C’è un immenso piacere nel creare, nell’inventare, nel costruire qualcosa, nel risolvere un problema, ma possiamo farlo solo per qualcuno che amiamo, per una comunità a cui vogliamo fare del bene. E possiamo continuare a farlo solo se in qualche modo ci sentiamo amati, apprezzati, utili, riconosciuti . Anzi, credo che quasi sempre nella vita non venga prima l’amore, ma la creazione, il dono di qualcosa di prezioso e solo dopo sorga l’amore per coloro a cui abbiamo donato e di conseguenza l’attesa di essere ricambiati. E’ lo stesso meccanismo che si trova alla base della maternità e della paternità: noi prima diamo la vita, doniamo e a questo punto amiamo e ci aspettiamo di essere amati.
Questo spiega perché le personalità creative provino così spesso un senso di delusione e di ingratitudine. Esse amano coloro a cui donano la loro opera, ma gli altri non li ricambiano affatto. Li guardano con sospetto mentre si danno tanto da fare convinti che lo facciano per ambizione o per un proprio tornaconto e, quando hanno successo, li invidiano. Poi, quando l’opera è finita, se ne impadroniscono con avidità senza riconoscere il merito degli inventori.
L’individuo creativo isolato, escluso, non ascoltato, non riconosciuto, l’individuo che si si accorge che quando parla le sue parole sono accolte con indifferenza o addirittura con disprezzo, con la caparbia volontà di non capire o di non ascoltare, l’individuo in esilio, perde ogni interesse e ogni volontà di fare, perché non ha più un interlocutore da amare, a cui fare del bene e da cui venir riconosciuto.
Nella persecuzione e nell’esilio si salva solo chi guarda al di là del contingente, e si rivolge ad un pubblico ideale.

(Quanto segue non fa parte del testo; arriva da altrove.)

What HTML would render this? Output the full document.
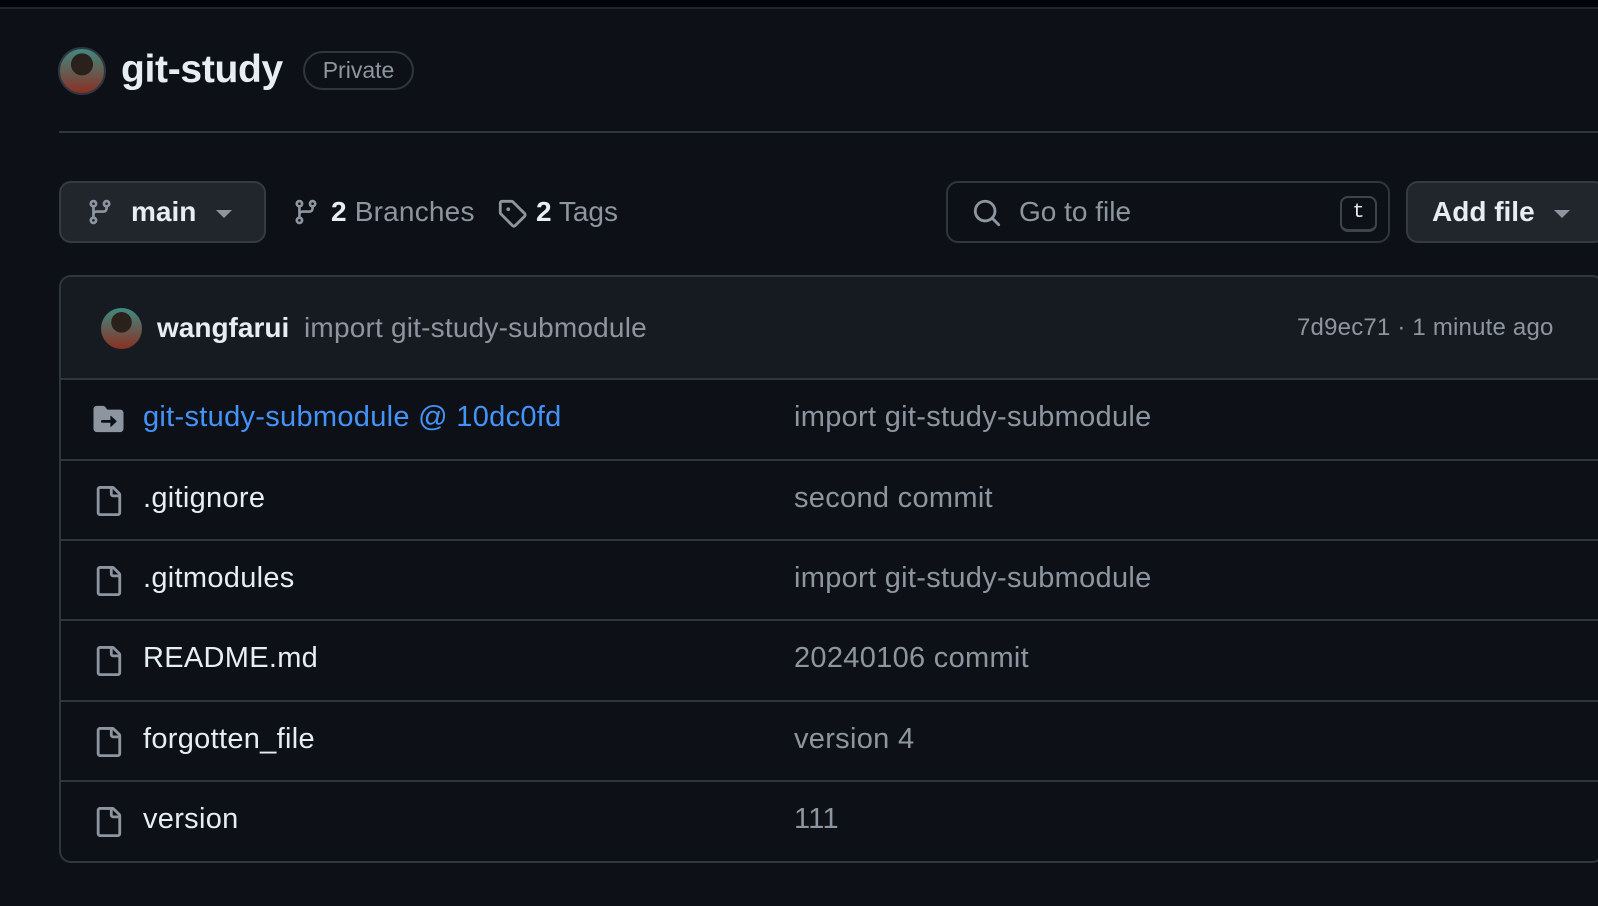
<!DOCTYPE html>
<html><head><meta charset="utf-8"><style>
*{box-sizing:border-box;margin:0;padding:0}
body{width:1598px;height:906px;background:#0d1117;font-family:"Liberation Sans",sans-serif;color:#e6edf3;position:relative;overflow:hidden}
.top{position:absolute;left:0;top:0;width:1598px;height:9px;background:#010409;border-bottom:2px solid #21262d}
.abs{position:absolute}
.btn{position:absolute;background:#21262d;border:2px solid #363b42;border-radius:12px}
.row{position:absolute;left:60px;width:1540px;height:80px;border-top:2px solid #30363d;font-size:29px;letter-spacing:0.3px}
.row .ic{position:absolute;left:33px;top:24px}
.row .nm{position:absolute;left:83px;top:21px}
.row .msg{position:absolute;left:734px;top:21px;color:#8d96a0}
</style></head><body>
<div class="top"></div>
<div class="abs" style="left:58px;top:47px;width:48px;height:48px;border-radius:50%;background:radial-gradient(circle at 50% 35%,#2a201c 0 30%,transparent 31%),linear-gradient(#3f8a80,#8a3024);border:2px solid #30363d"></div>
<div class="abs" style="left:121px;top:48px;font-size:39px;font-weight:bold;letter-spacing:-0.3px">git-study</div>
<div class="abs" style="left:303px;top:51px;width:111px;height:39px;border:2px solid #30363d;border-radius:20px;color:#8d96a0;font-size:23px;text-align:center;line-height:35px">Private</div>
<div class="abs" style="left:59px;top:131px;width:1540px;height:2px;background:#30363d"></div>

<div class="btn" style="left:59px;top:181px;width:207px;height:62px"></div>
<svg class="abs" style="left:86px;top:198px" width="28" height="28" viewBox="0 0 16 16" fill="#8d96a0"><path d="M9.5 3.25a2.25 2.25 0 1 1 3 2.122V6A2.5 2.5 0 0 1 10 8.5H6a1 1 0 0 0-1 1v1.128a2.251 2.251 0 1 1-1.5 0V5.372a2.25 2.25 0 1 1 1.5 0v1.836A2.493 2.493 0 0 1 6 7h4a1 1 0 0 0 1-1v-.628A2.25 2.25 0 0 1 9.5 3.25Zm-6 0a.75.75 0 1 0 1.5 0 .75.75 0 0 0-1.5 0Zm8.25-.75a.75.75 0 1 0 0 1.5.75.75 0 0 0 0-1.5ZM4.25 12a.75.75 0 1 0 0 1.5.75.75 0 0 0 0-1.5Z"/></svg>
<div class="abs" style="left:131px;top:196px;font-size:28px;font-weight:bold">main</div>
<div class="abs" style="left:216px;top:210px;border-left:8px solid transparent;border-right:8px solid transparent;border-top:8px solid #8d96a0"></div>

<svg class="abs" style="left:292px;top:198px" width="28" height="28" viewBox="0 0 16 16" fill="#8d96a0"><path d="M9.5 3.25a2.25 2.25 0 1 1 3 2.122V6A2.5 2.5 0 0 1 10 8.5H6a1 1 0 0 0-1 1v1.128a2.251 2.251 0 1 1-1.5 0V5.372a2.25 2.25 0 1 1 1.5 0v1.836A2.493 2.493 0 0 1 6 7h4a1 1 0 0 0 1-1v-.628A2.25 2.25 0 0 1 9.5 3.25Zm-6 0a.75.75 0 1 0 1.5 0 .75.75 0 0 0-1.5 0Zm8.25-.75a.75.75 0 1 0 0 1.5.75.75 0 0 0 0-1.5ZM4.25 12a.75.75 0 1 0 0 1.5.75.75 0 0 0 0-1.5Z"/></svg>
<div class="abs" style="left:331px;top:196px;font-size:28px;color:#8d96a0;letter-spacing:0.2px"><b style="color:#e6edf3">2</b> Branches</div>
<svg class="abs" style="left:497px;top:198px" width="30" height="30" viewBox="0 0 16 16" fill="#8d96a0"><path d="M1 7.775V2.75C1 1.784 1.784 1 2.75 1h5.025c.464 0 .91.184 1.238.513l6.25 6.25a1.75 1.75 0 0 1 0 2.474l-5.026 5.026a1.75 1.75 0 0 1-2.474 0l-6.25-6.25A1.752 1.752 0 0 1 1 7.775Zm1.5 0c0 .066.026.13.073.177l6.25 6.250a.25.25 0 0 0 .354 0l5.025-5.025a.25.25 0 0 0 0-.354l-6.25-6.25a.25.25 0 0 0-.177-.073H2.75a.25.25 0 0 0-.25.25ZM6 5a1 1 0 1 1 0 2 1 1 0 0 1 0-2Z"/></svg>
<div class="abs" style="left:536px;top:196px;font-size:28px;color:#8d96a0"><b style="color:#e6edf3">2</b> Tags</div>

<div class="abs" style="left:946px;top:181px;width:444px;height:62px;border:2px solid #30363d;border-radius:12px;background:#0d1117"></div>
<svg class="abs" style="left:972px;top:198px" width="30" height="30" viewBox="0 0 16 16" fill="#8d96a0"><path d="M10.68 11.74a6 6 0 0 1-7.922-8.982 6 6 0 0 1 8.982 7.922l3.04 3.04a.749.749 0 0 1-.326 1.275.749.749 0 0 1-.734-.215ZM11.5 7a4.499 4.499 0 1 0-8.997 0A4.499 4.499 0 0 0 11.5 7Z"/></svg>
<div class="abs" style="left:1019px;top:196px;font-size:28px;color:#8d96a0">Go to file</div>
<div class="abs" style="left:1340px;top:196px;width:37px;height:36px;border:2px solid #3d444d;border-bottom-width:3px;border-radius:8px;font-family:'Liberation Mono',monospace;font-size:20px;text-align:center;line-height:30px;color:#e6edf3">t</div>
<div class="btn" style="left:1406px;top:181px;width:200px;height:62px"></div>
<div class="abs" style="left:1432px;top:196px;font-size:28px;font-weight:bold">Add file</div>
<div class="abs" style="left:1554px;top:210px;border-left:8px solid transparent;border-right:8px solid transparent;border-top:8px solid #8d96a0"></div>

<div class="abs" style="left:59px;top:275px;width:1545px;height:588px;border:2px solid #30363d;border-radius:12px;overflow:hidden">
<div style="height:103px;background:#161b22"></div></div>
<div class="abs" style="left:101px;top:308px;width:41px;height:41px;border-radius:50%;background:radial-gradient(circle at 50% 35%,#2a201c 0 30%,transparent 31%),linear-gradient(#3f8a80,#8a3024)"></div>
<div class="abs" style="left:157px;top:312px;font-size:28px;font-weight:bold">wangfarui</div>
<div class="abs" style="left:304px;top:312px;font-size:28px;color:#8d96a0;letter-spacing:0.2px">import git-study-submodule</div>
<div class="abs" style="left:1297px;top:314px;font-size:24px;color:#8d96a0;letter-spacing:0.2px">7d9ec71 · 1 minute ago</div>

<div class="row" style="top:378px"><svg class="ic" style="left:32px" width="33" height="30" viewBox="0 0 16 16" fill="#8d96a0"><path d="M0 2.75C0 1.784.784 1 1.75 1H5c.55 0 1.07.26 1.4.7l.9 1.2a.25.25 0 0 0 .2.1h6.75c.966 0 1.75.784 1.75 1.75v8.5A1.75 1.75 0 0 1 14.25 15H1.75A1.75 1.75 0 0 1 0 13.25Zm9.42 9.36 2.883-2.677a.25.25 0 0 0 0-.366L9.42 6.39a.249.249 0 0 0-.42.183V8.5H4.75a.75.75 0 0 0 0 1.5H9v1.927c0 .218.26.331.42.183Z"/></svg><div class="nm" style="color:#4493f8">git-study-submodule @ 10dc0fd</div><div class="msg">import git-study-submodule</div></div>
<div class="row" style="top:459px"><svg class="ic" width="30" height="32" viewBox="0 0 16 16" fill="#8d96a0"><path d="M2 1.75C2 .784 2.784 0 3.75 0h6.586c.464 0 .909.184 1.237.513l2.914 2.914c.329.328.513.773.513 1.237v9.586A1.75 1.75 0 0 1 13.25 16h-9.5A1.75 1.75 0 0 1 2 14.25Zm1.75-.25a.25.25 0 0 0-.25.25v12.5c0 .138.112.25.25.25h9.5a.25.25 0 0 0 .25-.25V6h-2.75A1.75 1.75 0 0 1 9 4.25V1.5Zm6.75.062V4.25c0 .138.112.25.25.25h2.688l-.011-.013-2.914-2.914-.013-.011Z"/></svg><div class="nm">.gitignore</div><div class="msg">second commit</div></div>
<div class="row" style="top:539px"><svg class="ic" width="30" height="32" viewBox="0 0 16 16" fill="#8d96a0"><path d="M2 1.75C2 .784 2.784 0 3.75 0h6.586c.464 0 .909.184 1.237.513l2.914 2.914c.329.328.513.773.513 1.237v9.586A1.75 1.75 0 0 1 13.25 16h-9.5A1.75 1.75 0 0 1 2 14.25Zm1.75-.25a.25.25 0 0 0-.25.25v12.5c0 .138.112.25.25.25h9.5a.25.25 0 0 0 .25-.25V6h-2.75A1.75 1.75 0 0 1 9 4.25V1.5Zm6.75.062V4.25c0 .138.112.25.25.25h2.688l-.011-.013-2.914-2.914-.013-.011Z"/></svg><div class="nm">.gitmodules</div><div class="msg">import git-study-submodule</div></div>
<div class="row" style="top:619px"><svg class="ic" width="30" height="32" viewBox="0 0 16 16" fill="#8d96a0"><path d="M2 1.75C2 .784 2.784 0 3.75 0h6.586c.464 0 .909.184 1.237.513l2.914 2.914c.329.328.513.773.513 1.237v9.586A1.75 1.75 0 0 1 13.25 16h-9.5A1.75 1.75 0 0 1 2 14.25Zm1.75-.25a.25.25 0 0 0-.25.25v12.5c0 .138.112.25.25.25h9.5a.25.25 0 0 0 .25-.25V6h-2.75A1.75 1.75 0 0 1 9 4.25V1.5Zm6.75.062V4.25c0 .138.112.25.25.25h2.688l-.011-.013-2.914-2.914-.013-.011Z"/></svg><div class="nm">README.md</div><div class="msg">20240106 commit</div></div>
<div class="row" style="top:700px"><svg class="ic" width="30" height="32" viewBox="0 0 16 16" fill="#8d96a0"><path d="M2 1.75C2 .784 2.784 0 3.75 0h6.586c.464 0 .909.184 1.237.513l2.914 2.914c.329.328.513.773.513 1.237v9.586A1.75 1.75 0 0 1 13.25 16h-9.5A1.75 1.75 0 0 1 2 14.25Zm1.75-.25a.25.25 0 0 0-.25.25v12.5c0 .138.112.25.25.25h9.5a.25.25 0 0 0 .25-.25V6h-2.75A1.75 1.75 0 0 1 9 4.25V1.5Zm6.75.062V4.25c0 .138.112.25.25.25h2.688l-.011-.013-2.914-2.914-.013-.011Z"/></svg><div class="nm">forgotten_file</div><div class="msg">version 4</div></div>
<div class="row" style="top:780px"><svg class="ic" width="30" height="32" viewBox="0 0 16 16" fill="#8d96a0"><path d="M2 1.75C2 .784 2.784 0 3.75 0h6.586c.464 0 .909.184 1.237.513l2.914 2.914c.329.328.513.773.513 1.237v9.586A1.75 1.75 0 0 1 13.25 16h-9.5A1.75 1.75 0 0 1 2 14.25Zm1.75-.25a.25.25 0 0 0-.25.25v12.5c0 .138.112.25.25.25h9.5a.25.25 0 0 0 .25-.25V6h-2.75A1.75 1.75 0 0 1 9 4.25V1.5Zm6.75.062V4.25c0 .138.112.25.25.25h2.688l-.011-.013-2.914-2.914-.013-.011Z"/></svg><div class="nm">version</div><div class="msg">111</div></div>
</body></html>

Machiavelli scrive le sue cose migliori in esilio, quando non parla più ai suoi concittadini per ottenere un risultato politico, ma a tutti gli uomini che vogliono conoscere i reali meccanismi della vita e della storia. E lo stesso fa Dante quando, non potendo più tornare a Firenze dove è stato condannato a morte, allarga il suo orizzonte a tutte le esperienze umane e all’intera Italia di cui crea la lingua. Alcune delle più grandi opere creative nascono proprio dall’esperienza dell’esilio, del fallimento, della povertà, del rifiuto che porta a trascendere il contingente e a parlare a gente lontana, e proprio per questo sono valide.
Ma, per riuscirci, oltre ad una intelligenza folgorante occorre un animo nobilissimo e immensamente generoso.